# START OF SUPPLIED RECORDS

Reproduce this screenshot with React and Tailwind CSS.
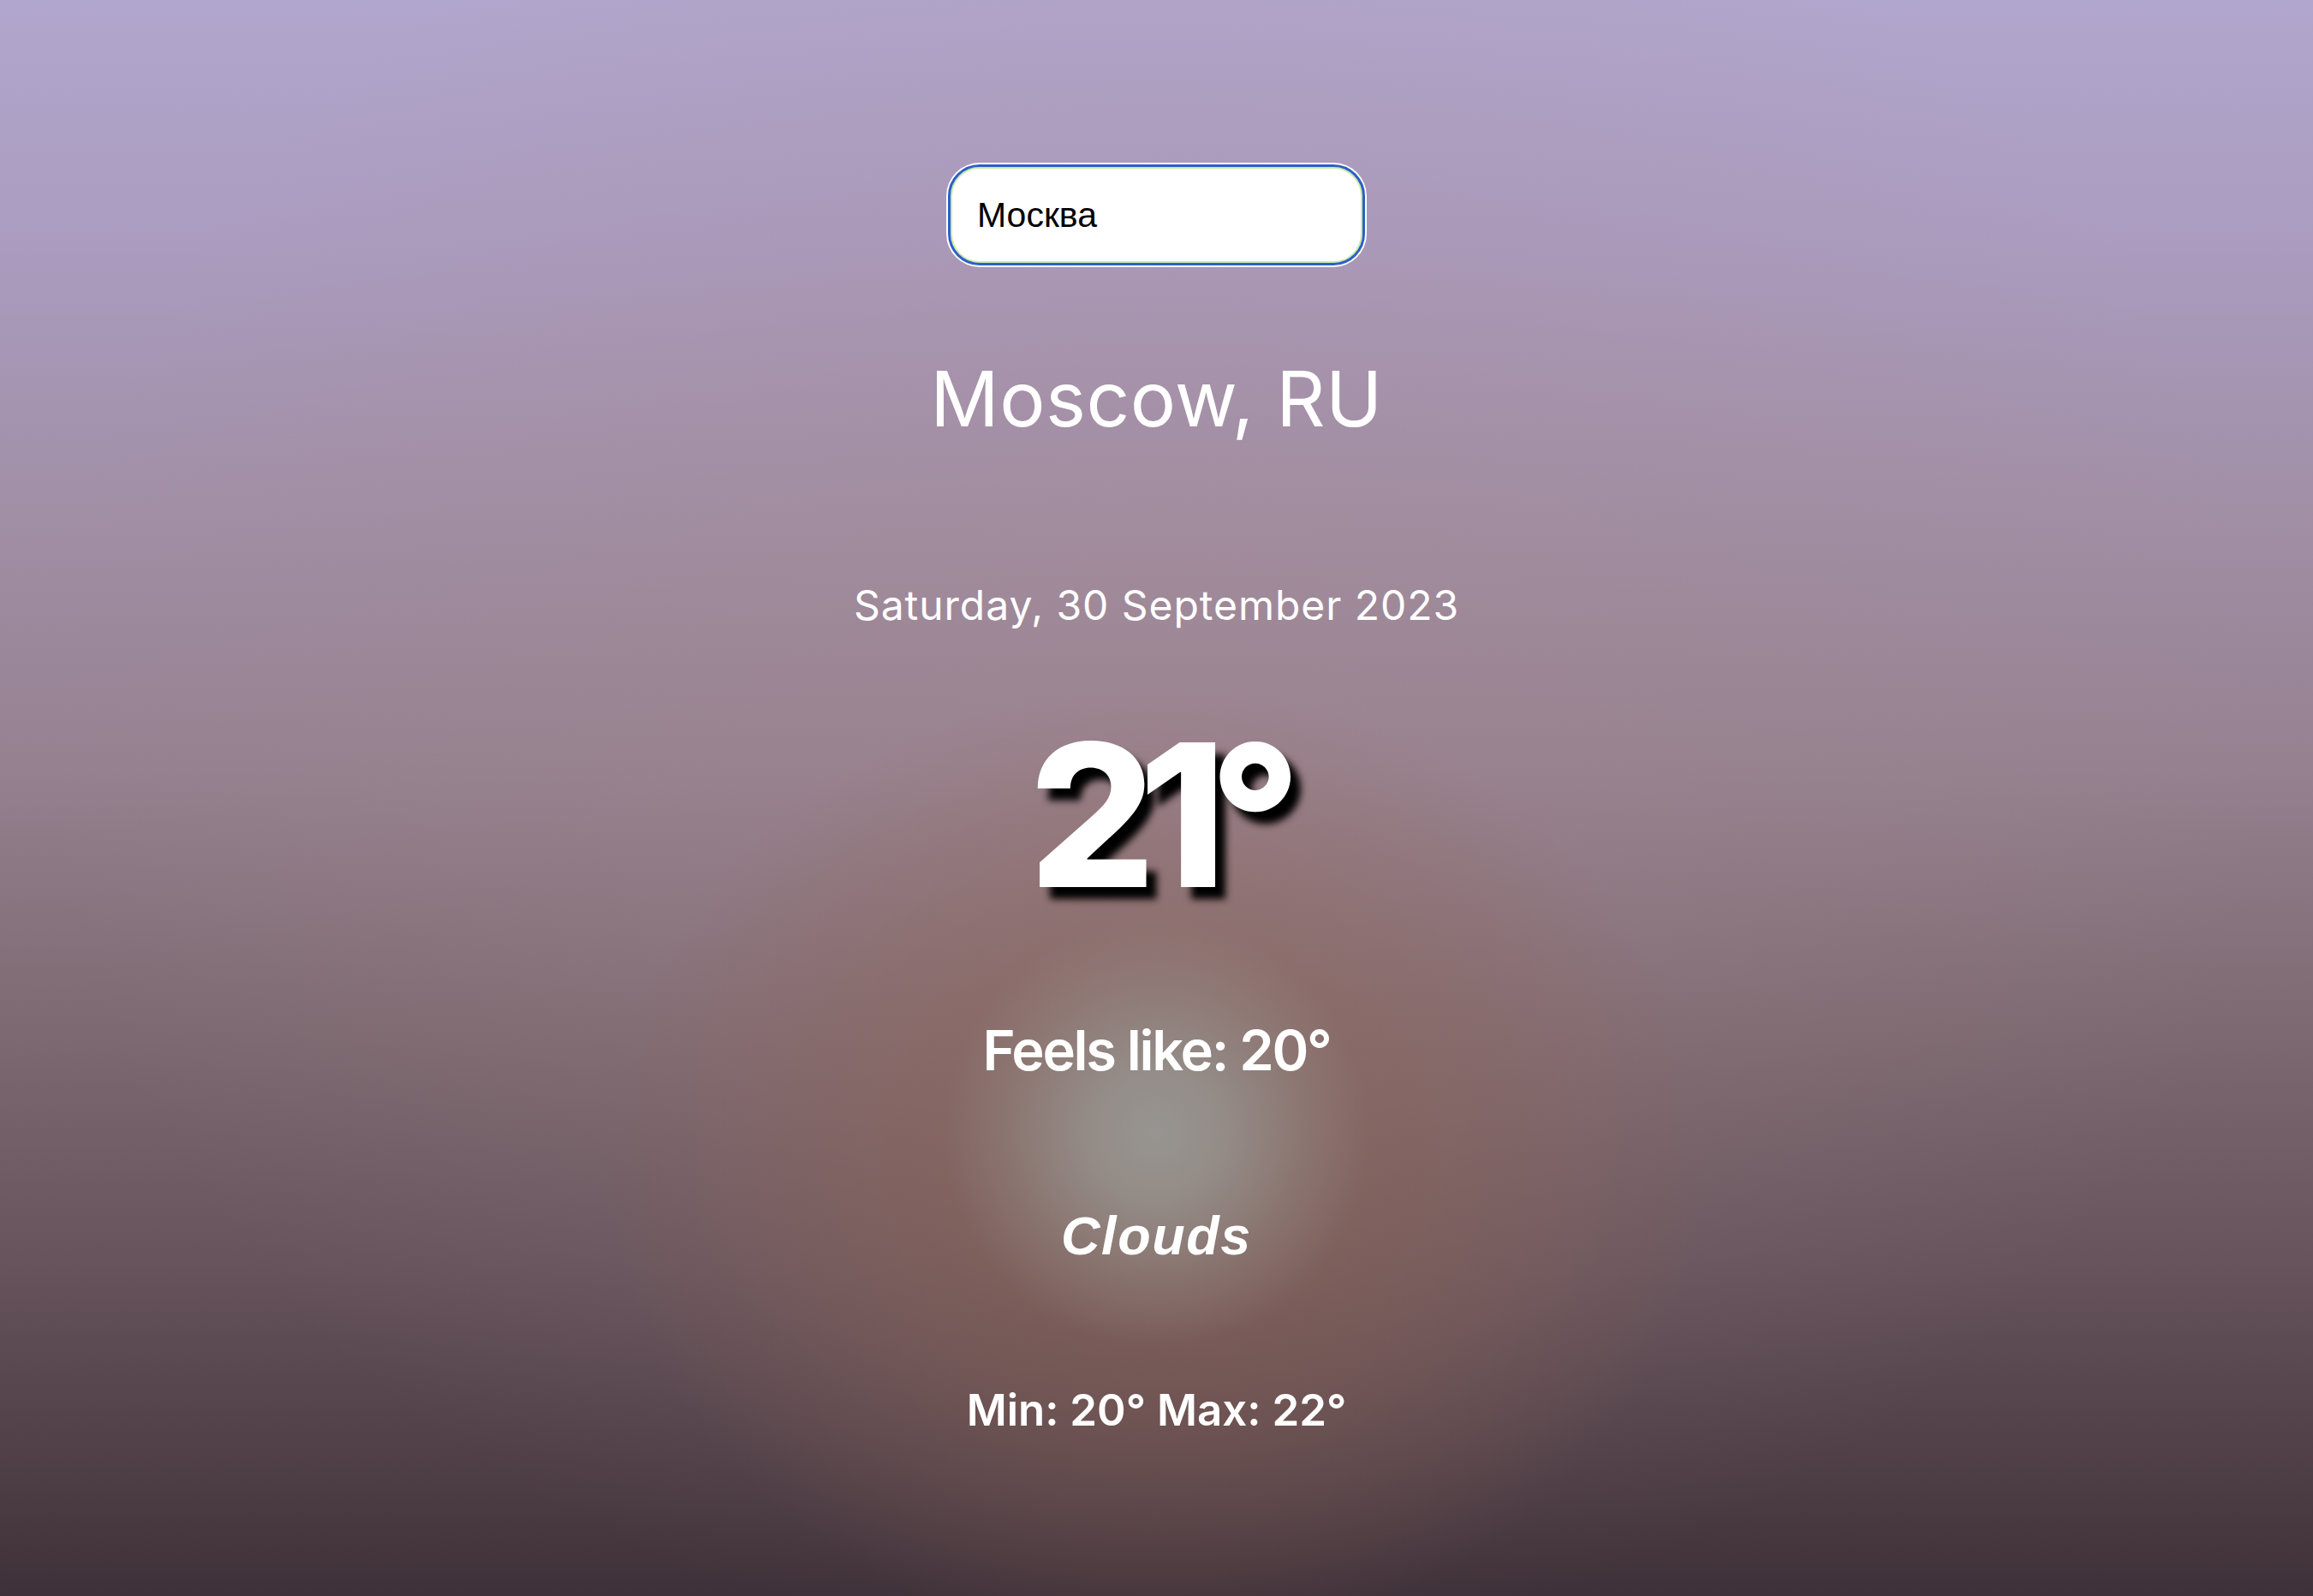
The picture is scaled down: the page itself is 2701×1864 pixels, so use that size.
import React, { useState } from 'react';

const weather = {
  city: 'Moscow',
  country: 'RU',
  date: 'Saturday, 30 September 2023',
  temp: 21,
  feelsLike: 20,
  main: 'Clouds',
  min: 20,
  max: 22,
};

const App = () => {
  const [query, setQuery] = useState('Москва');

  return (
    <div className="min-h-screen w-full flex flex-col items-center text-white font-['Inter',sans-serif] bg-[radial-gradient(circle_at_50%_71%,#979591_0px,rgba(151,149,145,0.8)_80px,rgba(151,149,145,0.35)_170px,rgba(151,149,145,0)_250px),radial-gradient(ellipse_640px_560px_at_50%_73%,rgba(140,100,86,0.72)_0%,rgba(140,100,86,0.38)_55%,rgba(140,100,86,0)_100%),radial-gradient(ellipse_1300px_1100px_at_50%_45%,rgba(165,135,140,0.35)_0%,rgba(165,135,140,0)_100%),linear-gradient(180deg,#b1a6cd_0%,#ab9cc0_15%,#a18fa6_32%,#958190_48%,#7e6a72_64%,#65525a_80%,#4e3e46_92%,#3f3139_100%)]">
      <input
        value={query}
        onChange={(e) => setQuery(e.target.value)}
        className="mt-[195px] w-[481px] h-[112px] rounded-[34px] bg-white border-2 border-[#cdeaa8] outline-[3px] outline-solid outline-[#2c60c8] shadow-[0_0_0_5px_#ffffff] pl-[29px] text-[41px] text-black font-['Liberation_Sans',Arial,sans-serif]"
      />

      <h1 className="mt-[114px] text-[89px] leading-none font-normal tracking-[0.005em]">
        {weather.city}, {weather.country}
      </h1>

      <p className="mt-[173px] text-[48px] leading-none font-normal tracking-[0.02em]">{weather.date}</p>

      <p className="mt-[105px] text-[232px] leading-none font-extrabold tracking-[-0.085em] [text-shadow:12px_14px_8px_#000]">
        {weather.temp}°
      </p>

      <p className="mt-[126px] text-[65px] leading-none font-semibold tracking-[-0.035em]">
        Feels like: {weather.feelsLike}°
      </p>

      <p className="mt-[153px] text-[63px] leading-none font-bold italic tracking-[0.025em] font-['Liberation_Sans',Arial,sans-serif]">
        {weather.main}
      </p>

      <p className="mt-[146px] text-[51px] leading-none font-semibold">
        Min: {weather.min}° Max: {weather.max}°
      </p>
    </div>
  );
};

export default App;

# END OF SUPPLIED RECORDS
# START OF SUPPLIED RECORDS

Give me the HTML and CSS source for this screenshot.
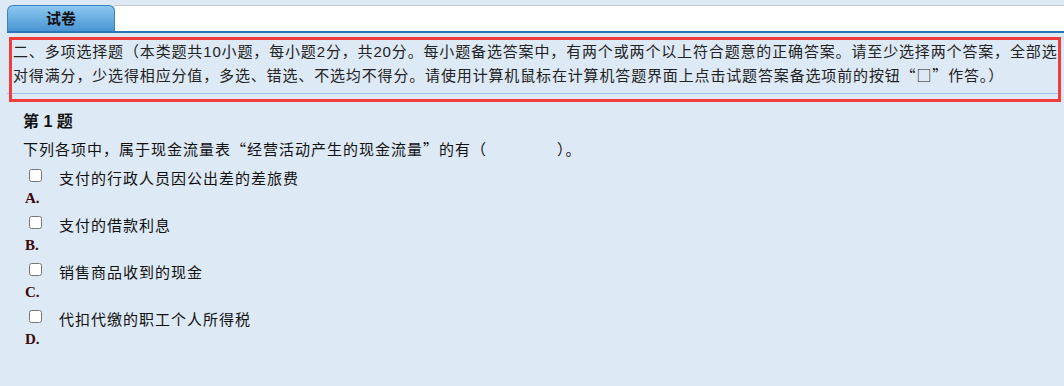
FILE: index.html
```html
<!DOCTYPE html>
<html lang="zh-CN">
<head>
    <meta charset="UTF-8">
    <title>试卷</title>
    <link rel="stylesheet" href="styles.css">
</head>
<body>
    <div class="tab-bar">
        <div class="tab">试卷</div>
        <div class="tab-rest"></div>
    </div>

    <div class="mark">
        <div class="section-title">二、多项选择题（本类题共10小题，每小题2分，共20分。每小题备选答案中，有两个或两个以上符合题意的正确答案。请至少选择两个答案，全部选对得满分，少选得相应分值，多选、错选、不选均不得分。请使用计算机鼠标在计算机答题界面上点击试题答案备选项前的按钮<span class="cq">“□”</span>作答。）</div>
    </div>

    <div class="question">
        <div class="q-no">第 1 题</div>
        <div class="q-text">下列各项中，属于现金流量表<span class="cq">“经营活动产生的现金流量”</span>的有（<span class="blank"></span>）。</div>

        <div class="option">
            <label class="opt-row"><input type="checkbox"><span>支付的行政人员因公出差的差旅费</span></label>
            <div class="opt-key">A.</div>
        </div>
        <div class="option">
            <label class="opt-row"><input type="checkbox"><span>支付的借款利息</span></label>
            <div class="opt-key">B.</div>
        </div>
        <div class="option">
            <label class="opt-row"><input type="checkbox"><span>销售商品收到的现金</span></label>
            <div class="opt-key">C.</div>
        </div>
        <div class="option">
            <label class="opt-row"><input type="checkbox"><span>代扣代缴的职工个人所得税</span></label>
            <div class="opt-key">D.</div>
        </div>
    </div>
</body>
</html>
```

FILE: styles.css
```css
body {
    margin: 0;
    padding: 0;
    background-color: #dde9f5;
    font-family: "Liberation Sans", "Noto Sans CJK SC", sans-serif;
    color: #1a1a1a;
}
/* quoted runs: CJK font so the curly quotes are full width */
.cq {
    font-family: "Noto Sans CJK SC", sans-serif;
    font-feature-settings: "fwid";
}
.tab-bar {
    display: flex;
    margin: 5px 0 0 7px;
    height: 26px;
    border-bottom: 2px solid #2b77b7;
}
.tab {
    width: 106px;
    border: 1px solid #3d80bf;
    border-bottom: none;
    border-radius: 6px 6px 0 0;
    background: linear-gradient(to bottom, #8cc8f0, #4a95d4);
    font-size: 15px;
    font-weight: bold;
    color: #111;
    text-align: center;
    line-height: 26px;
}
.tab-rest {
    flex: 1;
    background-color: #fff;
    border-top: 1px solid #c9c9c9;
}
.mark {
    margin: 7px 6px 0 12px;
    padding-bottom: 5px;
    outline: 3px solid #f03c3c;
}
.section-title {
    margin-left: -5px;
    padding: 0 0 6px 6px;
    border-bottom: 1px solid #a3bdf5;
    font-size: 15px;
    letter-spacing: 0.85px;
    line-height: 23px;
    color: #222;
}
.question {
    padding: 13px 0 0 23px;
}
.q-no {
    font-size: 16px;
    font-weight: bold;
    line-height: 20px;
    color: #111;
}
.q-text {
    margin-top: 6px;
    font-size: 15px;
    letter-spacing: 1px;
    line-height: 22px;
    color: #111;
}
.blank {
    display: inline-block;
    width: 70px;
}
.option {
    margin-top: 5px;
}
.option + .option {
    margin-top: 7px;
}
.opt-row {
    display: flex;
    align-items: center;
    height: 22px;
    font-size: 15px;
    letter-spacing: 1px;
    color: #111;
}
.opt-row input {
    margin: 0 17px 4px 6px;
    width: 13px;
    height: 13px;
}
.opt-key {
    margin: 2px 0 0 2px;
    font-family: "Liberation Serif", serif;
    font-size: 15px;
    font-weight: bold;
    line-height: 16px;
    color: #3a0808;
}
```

# END OF SUPPLIED RECORDS
# START OF SUPPLIED RECORDS

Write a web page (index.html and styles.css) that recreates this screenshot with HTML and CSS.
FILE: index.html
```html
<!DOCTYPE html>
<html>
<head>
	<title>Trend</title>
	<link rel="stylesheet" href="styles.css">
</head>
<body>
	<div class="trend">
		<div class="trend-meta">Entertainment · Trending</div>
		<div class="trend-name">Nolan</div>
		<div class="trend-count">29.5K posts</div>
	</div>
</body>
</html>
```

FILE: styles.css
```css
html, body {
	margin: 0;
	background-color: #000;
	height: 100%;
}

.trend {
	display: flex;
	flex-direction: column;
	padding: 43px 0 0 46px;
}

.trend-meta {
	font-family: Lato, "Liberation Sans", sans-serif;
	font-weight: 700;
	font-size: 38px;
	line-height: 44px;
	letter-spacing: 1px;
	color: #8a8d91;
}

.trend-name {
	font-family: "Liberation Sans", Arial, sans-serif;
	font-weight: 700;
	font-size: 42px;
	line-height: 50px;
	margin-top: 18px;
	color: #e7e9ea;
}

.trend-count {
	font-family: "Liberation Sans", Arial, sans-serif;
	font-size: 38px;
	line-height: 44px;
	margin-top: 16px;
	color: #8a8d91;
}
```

# END OF SUPPLIED RECORDS

Make an exact copy of the lines from the one that contains "Reproduce this screenshot" through the one that contains "export default App;", both included, and no other lines. Pictures are skipped.

> **RESPONSE TO THIS TASK**:
Reproduce this screenshot with React and Tailwind CSS.
The picture is scaled down: the page itself is 2701×1864 pixels, so use that size.
import React, { useState } from 'react';

const weather = {
  city: 'Moscow',
  country: 'RU',
  date: 'Saturday, 30 September 2023',
  temp: 21,
  feelsLike: 20,
  main: 'Clouds',
  min: 20,
  max: 22,
};

const App = () => {
  const [query, setQuery] = useState('Москва');

  return (
    <div className="min-h-screen w-full flex flex-col items-center text-white font-['Inter',sans-serif] bg-[radial-gradient(circle_at_50%_71%,#979591_0px,rgba(151,149,145,0.8)_80px,rgba(151,149,145,0.35)_170px,rgba(151,149,145,0)_250px),radial-gradient(ellipse_640px_560px_at_50%_73%,rgba(140,100,86,0.72)_0%,rgba(140,100,86,0.38)_55%,rgba(140,100,86,0)_100%),radial-gradient(ellipse_1300px_1100px_at_50%_45%,rgba(165,135,140,0.35)_0%,rgba(165,135,140,0)_100%),linear-gradient(180deg,#b1a6cd_0%,#ab9cc0_15%,#a18fa6_32%,#958190_48%,#7e6a72_64%,#65525a_80%,#4e3e46_92%,#3f3139_100%)]">
      <input
        value={query}
        onChange={(e) => setQuery(e.target.value)}
        className="mt-[195px] w-[481px] h-[112px] rounded-[34px] bg-white border-2 border-[#cdeaa8] outline-[3px] outline-solid outline-[#2c60c8] shadow-[0_0_0_5px_#ffffff] pl-[29px] text-[41px] text-black font-['Liberation_Sans',Arial,sans-serif]"
      />

      <h1 className="mt-[114px] text-[89px] leading-none font-normal tracking-[0.005em]">
        {weather.city}, {weather.country}
      </h1>

      <p className="mt-[173px] text-[48px] leading-none font-normal tracking-[0.02em]">{weather.date}</p>

      <p className="mt-[105px] text-[232px] leading-none font-extrabold tracking-[-0.085em] [text-shadow:12px_14px_8px_#000]">
        {weather.temp}°
      </p>

      <p className="mt-[126px] text-[65px] leading-none font-semibold tracking-[-0.035em]">
        Feels like: {weather.feelsLike}°
      </p>

      <p className="mt-[153px] text-[63px] leading-none font-bold italic tracking-[0.025em] font-['Liberation_Sans',Arial,sans-serif]">
        {weather.main}
      </p>

      <p className="mt-[146px] text-[51px] leading-none font-semibold">
        Min: {weather.min}° Max: {weather.max}°
      </p>
    </div>
  );
};

export default App;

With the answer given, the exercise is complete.